Temporary shortages of products such as anti-freeze, wheels, tires, axles, and brakes have become more common over the past several decades. These shortages can be a supplier's worst nightmare, in spite of the fact that they're selling all they can make. Most first-tier component suppliers service OEMs using direct sales and shipping programs. Typically, products move directly from manufacturing plants or are stored in warehouses near the OEM plants. Emphasis is placed on consistent supply to ensure that truck and trailer production lines don't shut down due to lack of components.
Aftermarket supply lines typically involve local servicing, dealers and multi-tiered distribution channels. They are generally more complex, costly and subject to disruption when OEM demand escalates.
Many industry gurus are predicting a strong surge in new-truck build rates from mid-2004 through at least 2005 or 2006. Fleet managers should not overlook the effect this could have on aftermarket availability of essential components, such as tires.
To eliminate costly excess capacity, most component suppliers have worked diligently to match manufacturing capacity to overall industry demand.
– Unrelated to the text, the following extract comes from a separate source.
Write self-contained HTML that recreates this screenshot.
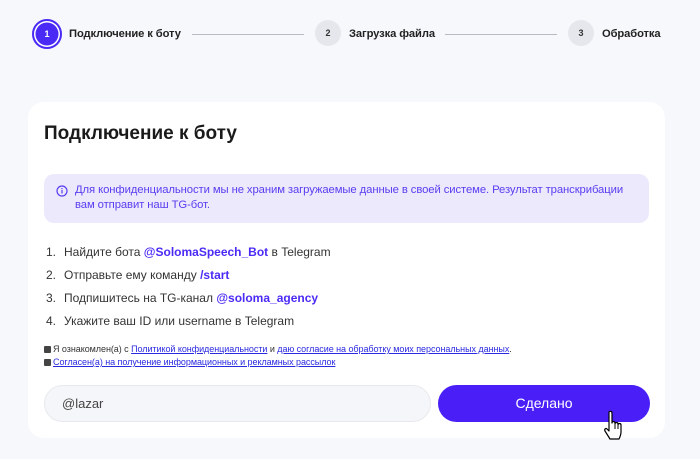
<!DOCTYPE html>
<html><head><meta charset="utf-8"><style>
*{margin:0;padding:0;box-sizing:border-box}
body{width:700px;height:459px;background:#f7f8fc;font-family:"Liberation Sans",sans-serif;position:relative;overflow:hidden;color:#222}
.a{position:absolute}
.c{position:absolute;border-radius:50%;background:#e6e7ec;color:#333;font-size:9px;font-weight:bold;display:flex;align-items:center;justify-content:center}
.lbl{position:absolute;font-size:11.2px;font-weight:bold;color:#222;top:28px;letter-spacing:-0.1px}
.ln{position:absolute;height:1px;background:#b8bac4;top:34px}
.card{position:absolute;left:28px;top:102px;width:637px;height:336px;background:#fff;border-radius:16px}
.li{position:absolute;left:46px;font-size:12px;color:#333}
.li b{color:#4a2bf5}
.li span{display:inline-block;width:18px}
.cb{display:inline-block;width:7px;height:7px;background:#444;border-radius:1px;vertical-align:-1px;margin-right:2px}
.sm{position:absolute;left:44px;font-size:9px;color:#333;letter-spacing:-0.05px}
.sm a{color:#2a2ae0;text-decoration:underline}
</style></head><body>
<div class="c" style="left:32px;top:19px;width:30px;height:30px;background:#4a2bf5;box-shadow:inset 0 0 0 2px #4a2bf5,inset 0 0 0 3.5px #fff;color:#fff">1</div>
<div class="lbl" style="left:69px">Подключение к боту</div>
<div class="ln" style="left:192px;width:112px"></div>
<div class="c" style="left:315px;top:20px;width:26px;height:26px">2</div>
<div class="lbl" style="left:349px">Загрузка файла</div>
<div class="ln" style="left:445px;width:112px"></div>
<div class="c" style="left:568px;top:20px;width:26px;height:26px">3</div>
<div class="lbl" style="left:602px">Обработка</div>
<div class="card"></div>
<div class="a" style="left:44px;top:123px;font-size:19px;font-weight:bold;color:#1a1a1a">Подключение к боту</div>
<div class="a" style="left:44px;top:174px;width:605px;height:49px;background:#ece9fd;border-radius:10px"></div>
<svg class="a" style="left:56px;top:185px" width="12" height="12" viewBox="0 0 12 12"><circle cx="6" cy="6" r="5" fill="none" stroke="#5a3cf0" stroke-width="1.2"/><rect x="5.4" y="5" width="1.2" height="3.5" fill="#5a3cf0"/><rect x="5.4" y="3" width="1.2" height="1.2" fill="#5a3cf0"/></svg>
<div class="a" style="left:75px;top:183px;font-size:11.3px;line-height:15px;color:#5a3cf0;width:560px;letter-spacing:-0.1px">Для конфиденциальности мы не храним загружаемые данные в своей системе. Результат транскрибации<br>вам отправит наш TG-бот.</div>
<div class="li" style="top:245px"><span>1.</span>Найдите бота <b>@SolomaSpeech_Bot</b> в Telegram</div>
<div class="li" style="top:268px"><span>2.</span>Отправьте ему команду <b>/start</b></div>
<div class="li" style="top:291px"><span>3.</span>Подпишитесь на TG-канал <b>@soloma_agency</b></div>
<div class="li" style="top:314px"><span>4.</span>Укажите ваш ID или username в Telegram</div>
<div class="sm" style="top:344px"><i class="cb"></i>Я ознакомлен(а) с <a>Политикой конфиденциальности</a> и <a>даю согласие на обработку моих персональных данных</a>.</div>
<div class="sm" style="top:357px"><i class="cb"></i><a>Согласен(а) на получение информационных и рекламных рассылок</a></div>
<div class="a" style="left:44px;top:385px;width:387px;height:37px;background:#f5f6f9;border:1px solid #e8e9ee;border-radius:19px;font-size:13px;color:#444;padding:10px 0 0 17px">@lazar</div>
<div class="a" style="left:438px;top:385px;width:212px;height:37px;background:#4a1ff7;border-radius:19px;color:#fff;font-size:14px;text-align:center;line-height:37px">Сделано</div>
<svg class="a" style="left:602px;top:410px" width="26" height="32" viewBox="0 0 26 32"><path d="M7 2c1-1 3-1 3 1v10c0-2 3-2 3 0v1c0-2 3-2 3 0v1c0-2 3-2 3 0v7c0 3-1 5-2 7H8l-5-8c-1-2 1-3 2-2l2 2V3z" fill="#fff" stroke="#000" stroke-width="1.2" stroke-linejoin="round"/><path d="M13 14v5M16 15v4M19 16v3" stroke="#000" stroke-width="1"/></svg>
</body></html>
This strategy serves the industry well in terms of efficiency and cost containment, but it can also create temporary shortages when market demand changes rapidly.
Let's explore some steps fleet managers can take to make sure they have an adequate supply of desirable replacement components. Factors that make a product “desirable” include the following:
Brands/models with known and acceptable performance levels;
Components from manufacturers and/or suppliers with whom you have an existing relationship;
Usage compatibility with your first-choice brands/models;
Warranty and pricing comparable to your preferred components;
Components that will move through your system, e.g., retreading, rotation, repair, disposal — with minimal disruption.
Many of these issues cannot be addressed on a moment's notice. Normal product development cycles may result in alternate suppliers having newer products that you're not familiar with. Paying attention to information about new products is worth your time over the long run.
Alternate suppliers may also have very different geographic availability of parts for on-the-road purchases. Warranty terms and procedures may be different. Since some suppliers offer both first-line and second-line product models, it might be more expedient to purchase a second-line product from an existing supplier than to demand another brand from a new supplier.
And don't expect products from different suppliers to perform equally. Surprises, both pleasant and unpleasant, may await managers who fail to research product performance and prioritize their alternatives.
The bottom line is to get reliable information. Fortunately, our industry has many reputable suppliers more than willing to help fleets make informed decisions. Taking the time and initiative to ask them the right questions is a good place to start.